Do not copy the pictures; transcribe all other material exactly.

## DATA SHOWN
# # # # # # #

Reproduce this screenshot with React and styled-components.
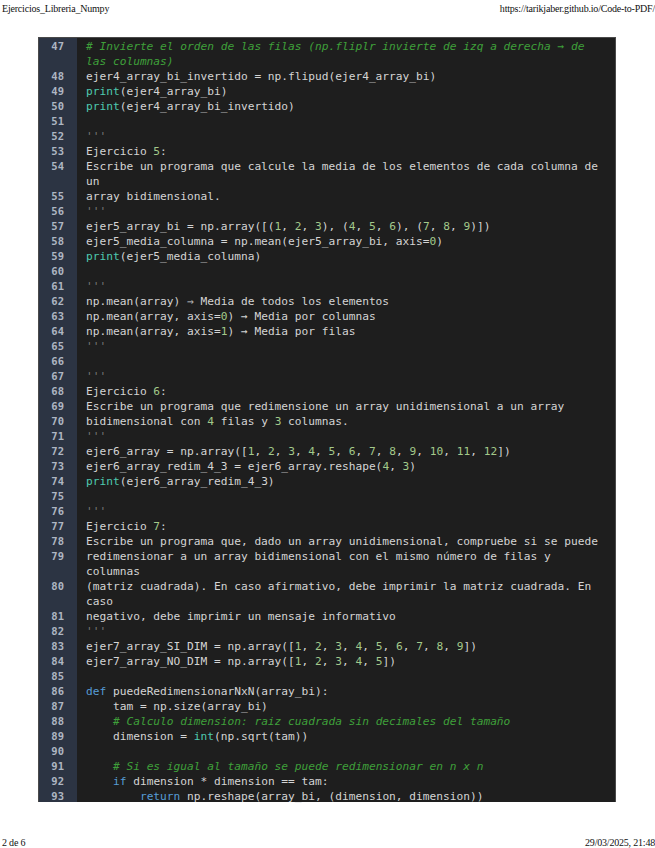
import React from 'react';
import styled, { createGlobalStyle } from 'styled-components';

const GlobalStyle = createGlobalStyle`
  html, body {
    margin: 0;
    padding: 0;
    background: #ffffff;
  }
`

const Page = styled.div`
  width: 655px;
  height: 848px;
  display: flex;
  flex-direction: column;
  overflow: hidden;
`

const PrintBar = styled.div`
  display: flex;
  justify-content: space-between;
  align-items: center;
  height: 14px;
  padding: 1px 0 0 2px;
  font-family: "Liberation Serif", "Times New Roman", serif;
  font-size: 10px;
  color: #111;
  white-space: nowrap;
  letter-spacing: -0.2px;
`

const CodeBox = styled.div`
  margin: 22px 39px 0 38px;
  background: #1e1e1e;
  border: 1px solid #4a4a4a;
  border-bottom: none;
  padding: 1px 0 0;
  height: 765px;
  box-sizing: border-box;
  display: flex;
  flex-direction: column;
  position: relative;
  &::before {
    content: '';
    position: absolute;
    top: 0;
    bottom: 0;
    left: 0;
    width: 38px;
    background: #2c3443;
  }
`

const Line = styled.div`
  display: flex;
  position: relative;
  font-family: "DejaVu Sans Mono", "Liberation Mono", monospace;
  font-size: 11.2px;
  line-height: 15px;
`

const Num = styled.div`
  width: 38px;
  flex: none;
  box-sizing: border-box;
  padding-right: 13px;
  text-align: right;
  color: #aeb6c2;
  font-weight: bold;
  font-size: 10.5px;
`

const Code = styled.div`
  padding-left: 9px;
  color: #d4d4d4;
  white-space: pre;
`

const Tok = styled.span`
  color: ${p => p.$c};
  font-style: ${p => (p.$i ? 'italic' : 'normal')};
`

const Footer = styled(PrintBar)`
  margin-top: auto;
  height: 12px;
  padding-bottom: 0;
`

const colors = {
  cm: '#3fa03a',
  num: '#a3c98a',
  fn: '#4ec9b0',
  kw: '#569cd6',
  doc: '#7b7b7b',
}

function highlight(text) {
  const trimmed = text.trimStart();
  const indent = text.slice(0, text.length - trimmed.length);
  if (trimmed.startsWith('#')) {
    return [indent, <Tok key="c" $c={colors.cm} $i>{trimmed}</Tok>];
  }
  if (trimmed === "'''") {
    return [indent, <Tok key="d" $c={colors.doc}>{trimmed}</Tok>];
  }
  const parts = text.split(/(\b(?:def|if|return|print|int)\b|\b\d+\b)/);
  return parts.map((p, i) => {
    if (i % 2 === 0) return p;
    if (/^\d+$/.test(p)) return <Tok key={i} $c={colors.num}>{p}</Tok>;
    if (p === 'print' || p === 'int') return <Tok key={i} $c={colors.fn}>{p}</Tok>;
    return <Tok key={i} $c={colors.kw}>{p}</Tok>;
  });
}

// each entry: [number, text, ...wrapped continuation rows]
const lines = [
  [47, '# Invierte el orden de las filas (np.fliplr invierte de izq a derecha → de', '#las columnas)'],
  [48, 'ejer4_array_bi_invertido = np.flipud(ejer4_array_bi)'],
  [49, 'print(ejer4_array_bi)'],
  [50, 'print(ejer4_array_bi_invertido)'],
  [51, ''],
  [52, "'''"],
  [53, 'Ejercicio 5:'],
  [54, 'Escribe un programa que calcule la media de los elementos de cada columna de', 'un'],
  [55, 'array bidimensional.'],
  [56, "'''"],
  [57, 'ejer5_array_bi = np.array([(1, 2, 3), (4, 5, 6), (7, 8, 9)])'],
  [58, 'ejer5_media_columna = np.mean(ejer5_array_bi, axis=0)'],
  [59, 'print(ejer5_media_columna)'],
  [60, ''],
  [61, "'''"],
  [62, 'np.mean(array) ⇒ Media de todos los elementos'],
  [63, 'np.mean(array, axis=0) → Media por columnas'],
  [64, 'np.mean(array, axis=1) → Media por filas'],
  [65, "'''"],
  [66, ''],
  [67, "'''"],
  [68, 'Ejercicio 6:'],
  [69, 'Escribe un programa que redimensione un array unidimensional a un array'],
  [70, 'bidimensional con 4 filas y 3 columnas.'],
  [71, "'''"],
  [72, 'ejer6_array = np.array([1, 2, 3, 4, 5, 6, 7, 8, 9, 10, 11, 12])'],
  [73, 'ejer6_array_redim_4_3 = ejer6_array.reshape(4, 3)'],
  [74, 'print(ejer6_array_redim_4_3)'],
  [75, ''],
  [76, "'''"],
  [77, 'Ejercicio 7:'],
  [78, 'Escribe un programa que, dado un array unidimensional, compruebe si se puede'],
  [79, 'redimensionar a un array bidimensional con el mismo número de filas y', 'columnas'],
  [80, '(matriz cuadrada). En caso afirmativo, debe imprimir la matriz cuadrada. En', 'caso'],
  [81, 'negativo, debe imprimir un mensaje informativo'],
  [82, "'''"],
  [83, 'ejer7_array_SI_DIM = np.array([1, 2, 3, 4, 5, 6, 7, 8, 9])'],
  [84, 'ejer7_array_NO_DIM = np.array([1, 2, 3, 4, 5])'],
  [85, ''],
  [86, 'def puedeRedimensionarNxN(array_bi):'],
  [87, '    tam = np.size(array_bi)'],
  [88, '    # Calculo dimension: raiz cuadrada sin decimales del tamaño'],
  [89, '    dimension = int(np.sqrt(tam))'],
  [90, ''],
  [91, '    # Si es igual al tamaño se puede redimensionar en n x n'],
  [92, '    if dimension * dimension == tam:'],
  [93, '        return np.reshape(array_bi, (dimension, dimension))'],
]

function renderRow(text) {
  // continuation rows of a comment keep the comment colour
  if (text.startsWith('#l')) {
    return <Tok $c={colors.cm} $i>{text.slice(1)}</Tok>;
  }
  return highlight(text);
}

export default function App() {
  return (
    <Page>
      <GlobalStyle />
      <PrintBar>
        <span>Ejercicios_Libreria_Numpy</span>
        <span>https://tarikjaber.github.io/Code-to-PDF/</span>
      </PrintBar>
      <CodeBox>
        {lines.map(([n, ...rows]) =>
          rows.map((row, i) => (
            <Line key={`${n}-${i}`}>
              <Num>{i === 0 ? n : ''}</Num>
              <Code>{renderRow(row)}</Code>
            </Line>
          ))
        )}
      </CodeBox>
      <Footer>
        <span>2 de 6</span>
        <span>29/03/2025, 21:48</span>
      </Footer>
    </Page>
  );
}
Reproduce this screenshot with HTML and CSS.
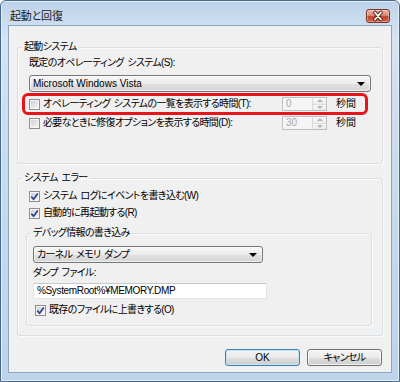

# # # # # # #

## RESULT OF THE EXERCISE
Reproduce this screenshot with React and styled-components.
import React from 'react';
import styled, { createGlobalStyle } from 'styled-components';

const GlobalStyle = createGlobalStyle`
  html, body {
    margin: 0;
    padding: 0;
    background: #ffffff;
  }
`

const Page = styled.div`
  width: 655px;
  height: 848px;
  display: flex;
  flex-direction: column;
  overflow: hidden;
`

const PrintBar = styled.div`
  display: flex;
  justify-content: space-between;
  align-items: center;
  height: 14px;
  padding: 1px 0 0 2px;
  font-family: "Liberation Serif", "Times New Roman", serif;
  font-size: 10px;
  color: #111;
  white-space: nowrap;
  letter-spacing: -0.2px;
`

const CodeBox = styled.div`
  margin: 22px 39px 0 38px;
  background: #1e1e1e;
  border: 1px solid #4a4a4a;
  border-bottom: none;
  padding: 1px 0 0;
  height: 765px;
  box-sizing: border-box;
  display: flex;
  flex-direction: column;
  position: relative;
  &::before {
    content: '';
    position: absolute;
    top: 0;
    bottom: 0;
    left: 0;
    width: 38px;
    background: #2c3443;
  }
`

const Line = styled.div`
  display: flex;
  position: relative;
  font-family: "DejaVu Sans Mono", "Liberation Mono", monospace;
  font-size: 11.2px;
  line-height: 15px;
`

const Num = styled.div`
  width: 38px;
  flex: none;
  box-sizing: border-box;
  padding-right: 13px;
  text-align: right;
  color: #aeb6c2;
  font-weight: bold;
  font-size: 10.5px;
`

const Code = styled.div`
  padding-left: 9px;
  color: #d4d4d4;
  white-space: pre;
`

const Tok = styled.span`
  color: ${p => p.$c};
  font-style: ${p => (p.$i ? 'italic' : 'normal')};
`

const Footer = styled(PrintBar)`
  margin-top: auto;
  height: 12px;
  padding-bottom: 0;
`

const colors = {
  cm: '#3fa03a',
  num: '#a3c98a',
  fn: '#4ec9b0',
  kw: '#569cd6',
  doc: '#7b7b7b',
}

function highlight(text) {
  const trimmed = text.trimStart();
  const indent = text.slice(0, text.length - trimmed.length);
  if (trimmed.startsWith('#')) {
    return [indent, <Tok key="c" $c={colors.cm} $i>{trimmed}</Tok>];
  }
  if (trimmed === "'''") {
    return [indent, <Tok key="d" $c={colors.doc}>{trimmed}</Tok>];
  }
  const parts = text.split(/(\b(?:def|if|return|print|int)\b|\b\d+\b)/);
  return parts.map((p, i) => {
    if (i % 2 === 0) return p;
    if (/^\d+$/.test(p)) return <Tok key={i} $c={colors.num}>{p}</Tok>;
    if (p === 'print' || p === 'int') return <Tok key={i} $c={colors.fn}>{p}</Tok>;
    return <Tok key={i} $c={colors.kw}>{p}</Tok>;
  });
}

// each entry: [number, text, ...wrapped continuation rows]
const lines = [
  [47, '# Invierte el orden de las filas (np.fliplr invierte de izq a derecha → de', '#las columnas)'],
  [48, 'ejer4_array_bi_invertido = np.flipud(ejer4_array_bi)'],
  [49, 'print(ejer4_array_bi)'],
  [50, 'print(ejer4_array_bi_invertido)'],
  [51, ''],
  [52, "'''"],
  [53, 'Ejercicio 5:'],
  [54, 'Escribe un programa que calcule la media de los elementos de cada columna de', 'un'],
  [55, 'array bidimensional.'],
  [56, "'''"],
  [57, 'ejer5_array_bi = np.array([(1, 2, 3), (4, 5, 6), (7, 8, 9)])'],
  [58, 'ejer5_media_columna = np.mean(ejer5_array_bi, axis=0)'],
  [59, 'print(ejer5_media_columna)'],
  [60, ''],
  [61, "'''"],
  [62, 'np.mean(array) ⇒ Media de todos los elementos'],
  [63, 'np.mean(array, axis=0) → Media por columnas'],
  [64, 'np.mean(array, axis=1) → Media por filas'],
  [65, "'''"],
  [66, ''],
  [67, "'''"],
  [68, 'Ejercicio 6:'],
  [69, 'Escribe un programa que redimensione un array unidimensional a un array'],
  [70, 'bidimensional con 4 filas y 3 columnas.'],
  [71, "'''"],
  [72, 'ejer6_array = np.array([1, 2, 3, 4, 5, 6, 7, 8, 9, 10, 11, 12])'],
  [73, 'ejer6_array_redim_4_3 = ejer6_array.reshape(4, 3)'],
  [74, 'print(ejer6_array_redim_4_3)'],
  [75, ''],
  [76, "'''"],
  [77, 'Ejercicio 7:'],
  [78, 'Escribe un programa que, dado un array unidimensional, compruebe si se puede'],
  [79, 'redimensionar a un array bidimensional con el mismo número de filas y', 'columnas'],
  [80, '(matriz cuadrada). En caso afirmativo, debe imprimir la matriz cuadrada. En', 'caso'],
  [81, 'negativo, debe imprimir un mensaje informativo'],
  [82, "'''"],
  [83, 'ejer7_array_SI_DIM = np.array([1, 2, 3, 4, 5, 6, 7, 8, 9])'],
  [84, 'ejer7_array_NO_DIM = np.array([1, 2, 3, 4, 5])'],
  [85, ''],
  [86, 'def puedeRedimensionarNxN(array_bi):'],
  [87, '    tam = np.size(array_bi)'],
  [88, '    # Calculo dimension: raiz cuadrada sin decimales del tamaño'],
  [89, '    dimension = int(np.sqrt(tam))'],
  [90, ''],
  [91, '    # Si es igual al tamaño se puede redimensionar en n x n'],
  [92, '    if dimension * dimension == tam:'],
  [93, '        return np.reshape(array_bi, (dimension, dimension))'],
]

function renderRow(text) {
  // continuation rows of a comment keep the comment colour
  if (text.startsWith('#l')) {
    return <Tok $c={colors.cm} $i>{text.slice(1)}</Tok>;
  }
  return highlight(text);
}

export default function App() {
  return (
    <Page>
      <GlobalStyle />
      <PrintBar>
        <span>Ejercicios_Libreria_Numpy</span>
        <span>https://tarikjaber.github.io/Code-to-PDF/</span>
      </PrintBar>
      <CodeBox>
        {lines.map(([n, ...rows]) =>
          rows.map((row, i) => (
            <Line key={`${n}-${i}`}>
              <Num>{i === 0 ? n : ''}</Num>
              <Code>{renderRow(row)}</Code>
            </Line>
          ))
        )}
      </CodeBox>
      <Footer>
        <span>2 de 6</span>
        <span>29/03/2025, 21:48</span>
      </Footer>
    </Page>
  );
}
Reproduce this screenshot with HTML and CSS.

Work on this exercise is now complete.